Support for continuous action spaces

Question

Support for continuous action spaces

oribarel opened this issue 6 years ago · 5 comments

Hi Lucas,

In the readme you note that your implementation supports continuous action space, but after reading your code I haven't encountered any special handling of a continuous action space. Does your code currently supports continuous action spaces? If not, can you please add this important feature?

Thanks,
Ori

Answer 1 · 2018-11-13T18:49:18.000Z

Hi,

Thank you for your issue.
What is exactly your action space (the dimensions, etc...)?

And to use continuous action, you just need to change the distribution that is returned (https://github.com/lcswillems/torch-rl/blob/daead93401c102c22a289ee79dcca244b619a780/model.py#L101).

Thanks,
Lucas

Answer 2 · 2018-11-15T19:53:11.000Z

Thanks for your response! I have a continuous action space that is a vector of about 50 entries with different bounded ranges. For continuous actions most implementations use sampling from a Gassuian that its mean and variance are estimated using the network, so you have to add much more code. Additionally, in a bounded action space you have to clip the value sampled to the required bounded range.

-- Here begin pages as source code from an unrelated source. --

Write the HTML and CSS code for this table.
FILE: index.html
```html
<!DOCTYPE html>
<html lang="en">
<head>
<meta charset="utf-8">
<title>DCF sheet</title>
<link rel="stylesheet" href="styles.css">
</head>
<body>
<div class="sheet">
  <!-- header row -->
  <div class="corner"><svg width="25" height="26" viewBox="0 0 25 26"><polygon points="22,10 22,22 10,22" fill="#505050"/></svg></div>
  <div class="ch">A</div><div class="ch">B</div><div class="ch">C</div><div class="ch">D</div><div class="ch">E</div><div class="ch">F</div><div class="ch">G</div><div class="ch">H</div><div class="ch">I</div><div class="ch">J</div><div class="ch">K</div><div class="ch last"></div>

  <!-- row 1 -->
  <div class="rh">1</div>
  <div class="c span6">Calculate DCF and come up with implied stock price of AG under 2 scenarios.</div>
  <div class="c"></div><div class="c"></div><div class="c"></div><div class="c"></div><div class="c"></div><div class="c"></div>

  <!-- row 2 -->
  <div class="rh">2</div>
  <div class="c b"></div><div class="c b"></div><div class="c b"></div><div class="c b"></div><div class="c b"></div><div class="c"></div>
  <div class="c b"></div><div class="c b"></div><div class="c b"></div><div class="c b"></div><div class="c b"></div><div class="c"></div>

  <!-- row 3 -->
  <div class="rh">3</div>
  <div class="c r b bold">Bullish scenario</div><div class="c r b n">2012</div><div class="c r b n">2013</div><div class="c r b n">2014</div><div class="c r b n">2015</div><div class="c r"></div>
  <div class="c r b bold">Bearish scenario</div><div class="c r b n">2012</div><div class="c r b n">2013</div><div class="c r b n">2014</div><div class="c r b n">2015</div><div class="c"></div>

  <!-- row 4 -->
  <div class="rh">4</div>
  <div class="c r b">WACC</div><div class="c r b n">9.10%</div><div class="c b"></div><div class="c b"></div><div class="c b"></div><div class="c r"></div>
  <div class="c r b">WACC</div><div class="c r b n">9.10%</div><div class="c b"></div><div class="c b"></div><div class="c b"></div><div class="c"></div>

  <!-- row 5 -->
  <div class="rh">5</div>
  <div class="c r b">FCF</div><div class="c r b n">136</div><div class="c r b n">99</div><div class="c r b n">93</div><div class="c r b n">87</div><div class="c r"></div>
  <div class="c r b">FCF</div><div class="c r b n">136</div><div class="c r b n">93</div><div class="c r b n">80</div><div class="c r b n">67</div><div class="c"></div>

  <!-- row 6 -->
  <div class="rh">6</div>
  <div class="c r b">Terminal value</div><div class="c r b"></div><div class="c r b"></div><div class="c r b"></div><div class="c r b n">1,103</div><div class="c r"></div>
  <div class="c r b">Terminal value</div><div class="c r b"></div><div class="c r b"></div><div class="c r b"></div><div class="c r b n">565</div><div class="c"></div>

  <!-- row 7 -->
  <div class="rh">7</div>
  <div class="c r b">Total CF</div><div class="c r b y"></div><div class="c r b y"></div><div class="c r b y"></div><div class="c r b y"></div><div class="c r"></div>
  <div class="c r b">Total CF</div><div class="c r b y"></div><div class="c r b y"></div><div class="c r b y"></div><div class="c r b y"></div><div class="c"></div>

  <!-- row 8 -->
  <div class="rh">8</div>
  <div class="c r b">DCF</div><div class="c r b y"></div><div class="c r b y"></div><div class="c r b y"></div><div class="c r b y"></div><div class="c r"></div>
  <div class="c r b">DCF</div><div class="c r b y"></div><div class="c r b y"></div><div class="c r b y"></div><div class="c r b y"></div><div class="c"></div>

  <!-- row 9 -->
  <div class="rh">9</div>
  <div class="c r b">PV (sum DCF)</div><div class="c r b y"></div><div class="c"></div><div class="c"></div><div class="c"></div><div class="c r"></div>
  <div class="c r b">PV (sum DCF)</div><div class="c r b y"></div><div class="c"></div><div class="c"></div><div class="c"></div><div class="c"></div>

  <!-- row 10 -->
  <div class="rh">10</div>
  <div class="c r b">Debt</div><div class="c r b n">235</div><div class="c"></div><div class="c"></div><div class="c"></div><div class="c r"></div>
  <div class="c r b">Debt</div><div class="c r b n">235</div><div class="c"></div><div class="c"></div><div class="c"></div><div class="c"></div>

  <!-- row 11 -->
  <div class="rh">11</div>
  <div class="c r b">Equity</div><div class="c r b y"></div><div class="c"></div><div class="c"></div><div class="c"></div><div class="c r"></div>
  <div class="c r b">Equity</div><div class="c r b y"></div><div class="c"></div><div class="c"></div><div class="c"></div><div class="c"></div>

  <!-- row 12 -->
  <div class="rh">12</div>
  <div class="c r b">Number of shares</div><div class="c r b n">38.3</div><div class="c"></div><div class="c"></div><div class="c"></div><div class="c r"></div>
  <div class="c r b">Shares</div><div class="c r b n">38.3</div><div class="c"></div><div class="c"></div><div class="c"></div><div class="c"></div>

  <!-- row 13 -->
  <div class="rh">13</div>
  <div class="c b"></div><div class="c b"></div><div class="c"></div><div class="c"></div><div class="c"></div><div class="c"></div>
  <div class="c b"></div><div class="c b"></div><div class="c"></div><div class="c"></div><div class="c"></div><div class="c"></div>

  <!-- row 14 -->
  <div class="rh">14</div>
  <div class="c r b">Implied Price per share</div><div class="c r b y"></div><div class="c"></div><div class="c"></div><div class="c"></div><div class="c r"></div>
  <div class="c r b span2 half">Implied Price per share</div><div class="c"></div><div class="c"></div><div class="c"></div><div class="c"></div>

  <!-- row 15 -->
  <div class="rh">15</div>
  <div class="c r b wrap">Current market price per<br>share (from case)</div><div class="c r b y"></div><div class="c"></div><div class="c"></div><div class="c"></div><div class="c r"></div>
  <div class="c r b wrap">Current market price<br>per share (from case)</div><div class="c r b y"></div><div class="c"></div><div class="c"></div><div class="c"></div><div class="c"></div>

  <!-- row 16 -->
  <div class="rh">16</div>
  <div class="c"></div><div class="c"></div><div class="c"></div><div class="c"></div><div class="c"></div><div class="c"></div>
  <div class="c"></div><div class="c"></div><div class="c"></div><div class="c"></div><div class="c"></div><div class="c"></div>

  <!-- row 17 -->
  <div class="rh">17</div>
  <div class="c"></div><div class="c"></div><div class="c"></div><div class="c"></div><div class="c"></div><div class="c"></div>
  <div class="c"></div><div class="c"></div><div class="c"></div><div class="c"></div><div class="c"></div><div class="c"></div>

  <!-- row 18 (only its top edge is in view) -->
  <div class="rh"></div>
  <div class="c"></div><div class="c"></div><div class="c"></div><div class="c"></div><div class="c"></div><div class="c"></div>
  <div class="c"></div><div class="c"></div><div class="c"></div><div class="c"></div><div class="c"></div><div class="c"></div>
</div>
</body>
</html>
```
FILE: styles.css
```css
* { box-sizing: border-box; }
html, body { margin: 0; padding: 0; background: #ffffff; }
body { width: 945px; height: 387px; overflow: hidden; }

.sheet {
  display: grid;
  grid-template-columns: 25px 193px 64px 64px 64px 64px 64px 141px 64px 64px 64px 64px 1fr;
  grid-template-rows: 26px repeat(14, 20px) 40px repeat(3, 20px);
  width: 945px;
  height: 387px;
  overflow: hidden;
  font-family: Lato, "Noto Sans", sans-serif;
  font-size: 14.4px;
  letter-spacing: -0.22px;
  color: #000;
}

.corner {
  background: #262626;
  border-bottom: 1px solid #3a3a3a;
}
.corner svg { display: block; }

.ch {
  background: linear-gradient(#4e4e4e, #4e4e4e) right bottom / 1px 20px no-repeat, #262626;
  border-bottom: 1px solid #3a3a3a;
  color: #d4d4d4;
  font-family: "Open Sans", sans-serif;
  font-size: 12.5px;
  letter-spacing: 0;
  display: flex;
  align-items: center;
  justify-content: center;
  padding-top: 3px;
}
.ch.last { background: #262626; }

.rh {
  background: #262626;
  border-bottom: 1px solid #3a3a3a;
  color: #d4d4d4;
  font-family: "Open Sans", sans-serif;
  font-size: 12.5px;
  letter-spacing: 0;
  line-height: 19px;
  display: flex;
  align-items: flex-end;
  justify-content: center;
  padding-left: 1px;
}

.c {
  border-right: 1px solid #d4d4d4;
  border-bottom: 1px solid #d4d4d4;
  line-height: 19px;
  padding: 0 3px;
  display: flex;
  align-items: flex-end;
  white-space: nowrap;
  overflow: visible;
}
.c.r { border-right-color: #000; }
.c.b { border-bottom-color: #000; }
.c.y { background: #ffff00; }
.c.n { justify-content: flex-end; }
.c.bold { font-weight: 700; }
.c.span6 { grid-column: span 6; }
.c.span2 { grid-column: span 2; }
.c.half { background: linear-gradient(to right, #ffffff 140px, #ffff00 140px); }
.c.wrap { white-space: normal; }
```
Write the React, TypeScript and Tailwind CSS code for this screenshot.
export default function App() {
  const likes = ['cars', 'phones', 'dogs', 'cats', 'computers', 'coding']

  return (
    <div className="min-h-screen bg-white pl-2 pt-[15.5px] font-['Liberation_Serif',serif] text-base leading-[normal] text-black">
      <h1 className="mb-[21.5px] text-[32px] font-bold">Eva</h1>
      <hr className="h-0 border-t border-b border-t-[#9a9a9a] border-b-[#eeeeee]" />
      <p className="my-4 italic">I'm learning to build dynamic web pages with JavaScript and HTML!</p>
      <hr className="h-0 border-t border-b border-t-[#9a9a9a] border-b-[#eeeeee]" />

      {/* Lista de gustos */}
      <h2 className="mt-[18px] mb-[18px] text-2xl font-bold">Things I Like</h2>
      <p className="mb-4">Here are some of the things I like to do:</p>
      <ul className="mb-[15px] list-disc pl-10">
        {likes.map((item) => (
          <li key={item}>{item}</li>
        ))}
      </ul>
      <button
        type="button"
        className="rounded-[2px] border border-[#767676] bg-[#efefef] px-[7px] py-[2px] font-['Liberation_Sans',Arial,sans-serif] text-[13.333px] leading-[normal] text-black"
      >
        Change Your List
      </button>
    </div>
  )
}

Answer 3 · 2018-11-16T00:09:45.000Z

Okay, I see, so in your case, you just need to replace the line I pointed out by:

dist = Normal(loc=x1, scale=x2)

where x1 and x2 could be the output of linear layers (see this Pytorch page). Then you can do dist.sample() and clip the values with this.

I haven't used continuous action spaces yet so I haven't a precise use case in mind. But, if you succeed to modify my code to make it working for your use case and if you describe me what you modified, I will modify it.

However, I can't produce a code that works for any kind of environment, observation space, action space (bounded, or not), etc... But I try to make it easy modify for everybody's use case.

Don't hesitate if you need help for your case.

Answer 4 · 2018-11-16T09:12:20.000Z

Thanks! I'll keep you updated.

Answer 5 · 2018-11-26T12:32:11.000Z

I close it for the moment. Don't hesitate to open it again if you have news.